Work instructions: Restate the whole of the material. Keep every word, and drop the pictures.

++++++

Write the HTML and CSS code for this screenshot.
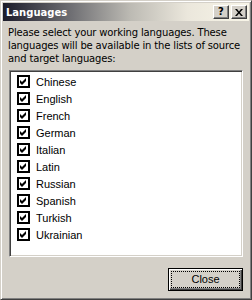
FILE: index.html
```html
<!DOCTYPE html>
<html lang="en">
<head>
    <meta charset="UTF-8">
    <title>Languages</title>
    <link rel="stylesheet" href="styles.css">
</head>
<body>

    <div class="window">
        <div class="titlebar">
            <span class="title">Languages</span>
            <div class="caption-buttons">
                <button class="cap-btn help">?</button>
                <button class="cap-btn close-x">
                    <svg width="8" height="7" viewBox="0 0 8 7">
                        <path d="M0 0h2l2 2.5 2-2.5h2l-3 3.5 3 3.5h-2l-2-2.5-2 2.5h-2l3-3.5z" fill="#000"/>
                    </svg>
                </button>
            </div>
        </div>

        <div class="content">
            <p class="intro">Please select your working languages. These languages will be available in the lists of source and target languages:</p>

            <ul class="listbox">
                <li class="item"><span class="check"><svg width="9" height="9" viewBox="0 0 9 9"><path d="M1 3l2 2 4-4v3l-4 4-2-2z" fill="#000"/></svg></span>Chinese</li>
                <li class="item"><span class="check"><svg width="9" height="9" viewBox="0 0 9 9"><path d="M1 3l2 2 4-4v3l-4 4-2-2z" fill="#000"/></svg></span>English</li>
                <li class="item"><span class="check"><svg width="9" height="9" viewBox="0 0 9 9"><path d="M1 3l2 2 4-4v3l-4 4-2-2z" fill="#000"/></svg></span>French</li>
                <li class="item"><span class="check"><svg width="9" height="9" viewBox="0 0 9 9"><path d="M1 3l2 2 4-4v3l-4 4-2-2z" fill="#000"/></svg></span>German</li>
                <li class="item"><span class="check"><svg width="9" height="9" viewBox="0 0 9 9"><path d="M1 3l2 2 4-4v3l-4 4-2-2z" fill="#000"/></svg></span>Italian</li>
                <li class="item"><span class="check"><svg width="9" height="9" viewBox="0 0 9 9"><path d="M1 3l2 2 4-4v3l-4 4-2-2z" fill="#000"/></svg></span>Latin</li>
                <li class="item"><span class="check"><svg width="9" height="9" viewBox="0 0 9 9"><path d="M1 3l2 2 4-4v3l-4 4-2-2z" fill="#000"/></svg></span>Russian</li>
                <li class="item"><span class="check"><svg width="9" height="9" viewBox="0 0 9 9"><path d="M1 3l2 2 4-4v3l-4 4-2-2z" fill="#000"/></svg></span>Spanish</li>
                <li class="item"><span class="check"><svg width="9" height="9" viewBox="0 0 9 9"><path d="M1 3l2 2 4-4v3l-4 4-2-2z" fill="#000"/></svg></span>Turkish</li>
                <li class="item"><span class="check"><svg width="9" height="9" viewBox="0 0 9 9"><path d="M1 3l2 2 4-4v3l-4 4-2-2z" fill="#000"/></svg></span>Ukrainian</li>
            </ul>

            <div class="footer">
                <button class="btn-default"><span class="focus">Close</span></button>
            </div>
        </div>
    </div>

</body>
</html>
```

FILE: styles.css
```css
body {
    margin: 0;
    padding: 0;
    background-color: #d4d0c8;
}

.window {
    width: 252px;
    height: 300px;
    box-sizing: border-box;
    background-color: #d4d0c8;
    border: 1px solid;
    border-color: #d4d0c8 #404040 #404040 #d4d0c8;
    box-shadow: inset 1px 1px 0 #fff, inset -1px -1px 0 #808080;
    padding: 2px;
    display: flex;
    flex-direction: column;
}

.titlebar {
    height: 18px;
    display: flex;
    align-items: center;
    justify-content: space-between;
    background: linear-gradient(to right, #1c1c2a 0%, #707074 28%, #bdbbb4 52%, #ebe7dc 75%, #f8f5e8 100%);
    padding: 0 2px 0 3px;
}

.title {
    font-family: "DejaVu Sans", sans-serif;
    font-weight: bold;
    font-size: 10px;
    color: #fff;
}

.caption-buttons {
    display: flex;
    gap: 2px;
}

.cap-btn {
    width: 16px;
    height: 14px;
    padding: 0;
    margin: 0;
    box-sizing: border-box;
    background-color: #d4d0c8;
    border: 1px solid;
    border-color: #fff #404040 #404040 #fff;
    box-shadow: inset -1px -1px 0 #808080;
    display: flex;
    align-items: center;
    justify-content: center;
    font-family: "DejaVu Sans", sans-serif;
    font-weight: bold;
    font-size: 10px;
    line-height: 1;
    color: #000;
}

.content {
    flex: 1;
    display: flex;
    flex-direction: column;
    padding: 5px 6px 6px 6px;
}

.intro {
    margin: 0 -6px 0 -1px;
    font-family: "DejaVu Sans", sans-serif;
    font-size: 10px;
    letter-spacing: -0.15px;
    line-height: 13px;
    color: #000;
}

.listbox {
    list-style: none;
    margin: 5px 0 0 0;
    padding: 2px 0 0 0;
    height: 187px;
    box-sizing: border-box;
    background: #fff;
    border: 1px solid;
    border-color: #808080 #fff #fff #808080;
    box-shadow: inset 1px 1px 0 #404040, inset -1px -1px 0 #d4d0c8;
}

.item {
    display: flex;
    align-items: center;
    height: 17px;
    padding-left: 7px;
    font-family: "Liberation Sans", Arial, sans-serif;
    font-size: 11px;
    color: #000;
}

.check {
    width: 13px;
    height: 13px;
    box-sizing: border-box;
    border: 2px solid #000;
    background: #fff;
    margin-right: 6px;
    display: flex;
}

.footer {
    display: flex;
    justify-content: flex-end;
    margin-top: auto;
}

.btn-default {
    width: 75px;
    height: 23px;
    padding: 2px;
    box-sizing: border-box;
    background-color: #d4d0c8;
    border: 1px solid #000;
    box-shadow: inset 1px 1px 0 #fff, inset -1px -1px 0 #404040, inset -2px -2px 0 #808080;
    font-family: "Liberation Sans", Arial, sans-serif;
    font-size: 11px;
    color: #000;
}

.focus {
    display: block;
    height: 100%;
    box-sizing: border-box;
    border: 1px dotted #000;
    line-height: 15px;
}
```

++++++

Exercise solution:
Write the HTML and CSS code for this screenshot.
FILE: index.html
```html
<!DOCTYPE html>
<html lang="en">
<head>
    <meta charset="UTF-8">
    <title>Languages</title>
    <link rel="stylesheet" href="styles.css">
</head>
<body>

    <div class="window">
        <div class="titlebar">
            <span class="title">Languages</span>
            <div class="caption-buttons">
                <button class="cap-btn help">?</button>
                <button class="cap-btn close-x">
                    <svg width="8" height="7" viewBox="0 0 8 7">
                        <path d="M0 0h2l2 2.5 2-2.5h2l-3 3.5 3 3.5h-2l-2-2.5-2 2.5h-2l3-3.5z" fill="#000"/>
                    </svg>
                </button>
            </div>
        </div>

        <div class="content">
            <p class="intro">Please select your working languages. These languages will be available in the lists of source and target languages:</p>

            <ul class="listbox">
                <li class="item"><span class="check"><svg width="9" height="9" viewBox="0 0 9 9"><path d="M1 3l2 2 4-4v3l-4 4-2-2z" fill="#000"/></svg></span>Chinese</li>
                <li class="item"><span class="check"><svg width="9" height="9" viewBox="0 0 9 9"><path d="M1 3l2 2 4-4v3l-4 4-2-2z" fill="#000"/></svg></span>English</li>
                <li class="item"><span class="check"><svg width="9" height="9" viewBox="0 0 9 9"><path d="M1 3l2 2 4-4v3l-4 4-2-2z" fill="#000"/></svg></span>French</li>
                <li class="item"><span class="check"><svg width="9" height="9" viewBox="0 0 9 9"><path d="M1 3l2 2 4-4v3l-4 4-2-2z" fill="#000"/></svg></span>German</li>
                <li class="item"><span class="check"><svg width="9" height="9" viewBox="0 0 9 9"><path d="M1 3l2 2 4-4v3l-4 4-2-2z" fill="#000"/></svg></span>Italian</li>
                <li class="item"><span class="check"><svg width="9" height="9" viewBox="0 0 9 9"><path d="M1 3l2 2 4-4v3l-4 4-2-2z" fill="#000"/></svg></span>Latin</li>
                <li class="item"><span class="check"><svg width="9" height="9" viewBox="0 0 9 9"><path d="M1 3l2 2 4-4v3l-4 4-2-2z" fill="#000"/></svg></span>Russian</li>
                <li class="item"><span class="check"><svg width="9" height="9" viewBox="0 0 9 9"><path d="M1 3l2 2 4-4v3l-4 4-2-2z" fill="#000"/></svg></span>Spanish</li>
                <li class="item"><span class="check"><svg width="9" height="9" viewBox="0 0 9 9"><path d="M1 3l2 2 4-4v3l-4 4-2-2z" fill="#000"/></svg></span>Turkish</li>
                <li class="item"><span class="check"><svg width="9" height="9" viewBox="0 0 9 9"><path d="M1 3l2 2 4-4v3l-4 4-2-2z" fill="#000"/></svg></span>Ukrainian</li>
            </ul>

            <div class="footer">
                <button class="btn-default"><span class="focus">Close</span></button>
            </div>
        </div>
    </div>

</body>
</html>
```

FILE: styles.css
```css
body {
    margin: 0;
    padding: 0;
    background-color: #d4d0c8;
}

.window {
    width: 252px;
    height: 300px;
    box-sizing: border-box;
    background-color: #d4d0c8;
    border: 1px solid;
    border-color: #d4d0c8 #404040 #404040 #d4d0c8;
    box-shadow: inset 1px 1px 0 #fff, inset -1px -1px 0 #808080;
    padding: 2px;
    display: flex;
    flex-direction: column;
}

.titlebar {
    height: 18px;
    display: flex;
    align-items: center;
    justify-content: space-between;
    background: linear-gradient(to right, #1c1c2a 0%, #707074 28%, #bdbbb4 52%, #ebe7dc 75%, #f8f5e8 100%);
    padding: 0 2px 0 3px;
}

.title {
    font-family: "DejaVu Sans", sans-serif;
    font-weight: bold;
    font-size: 10px;
    color: #fff;
}

.caption-buttons {
    display: flex;
    gap: 2px;
}

.cap-btn {
    width: 16px;
    height: 14px;
    padding: 0;
    margin: 0;
    box-sizing: border-box;
    background-color: #d4d0c8;
    border: 1px solid;
    border-color: #fff #404040 #404040 #fff;
    box-shadow: inset -1px -1px 0 #808080;
    display: flex;
    align-items: center;
    justify-content: center;
    font-family: "DejaVu Sans", sans-serif;
    font-weight: bold;
    font-size: 10px;
    line-height: 1;
    color: #000;
}

.content {
    flex: 1;
    display: flex;
    flex-direction: column;
    padding: 5px 6px 6px 6px;
}

.intro {
    margin: 0 -6px 0 -1px;
    font-family: "DejaVu Sans", sans-serif;
    font-size: 10px;
    letter-spacing: -0.15px;
    line-height: 13px;
    color: #000;
}

.listbox {
    list-style: none;
    margin: 5px 0 0 0;
    padding: 2px 0 0 0;
    height: 187px;
    box-sizing: border-box;
    background: #fff;
    border: 1px solid;
    border-color: #808080 #fff #fff #808080;
    box-shadow: inset 1px 1px 0 #404040, inset -1px -1px 0 #d4d0c8;
}

.item {
    display: flex;
    align-items: center;
    height: 17px;
    padding-left: 7px;
    font-family: "Liberation Sans", Arial, sans-serif;
    font-size: 11px;
    color: #000;
}

.check {
    width: 13px;
    height: 13px;
    box-sizing: border-box;
    border: 2px solid #000;
    background: #fff;
    margin-right: 6px;
    display: flex;
}

.footer {
    display: flex;
    justify-content: flex-end;
    margin-top: auto;
}

.btn-default {
    width: 75px;
    height: 23px;
    padding: 2px;
    box-sizing: border-box;
    background-color: #d4d0c8;
    border: 1px solid #000;
    box-shadow: inset 1px 1px 0 #fff, inset -1px -1px 0 #404040, inset -2px -2px 0 #808080;
    font-family: "Liberation Sans", Arial, sans-serif;
    font-size: 11px;
    color: #000;
}

.focus {
    display: block;
    height: 100%;
    box-sizing: border-box;
    border: 1px dotted #000;
    line-height: 15px;
}
```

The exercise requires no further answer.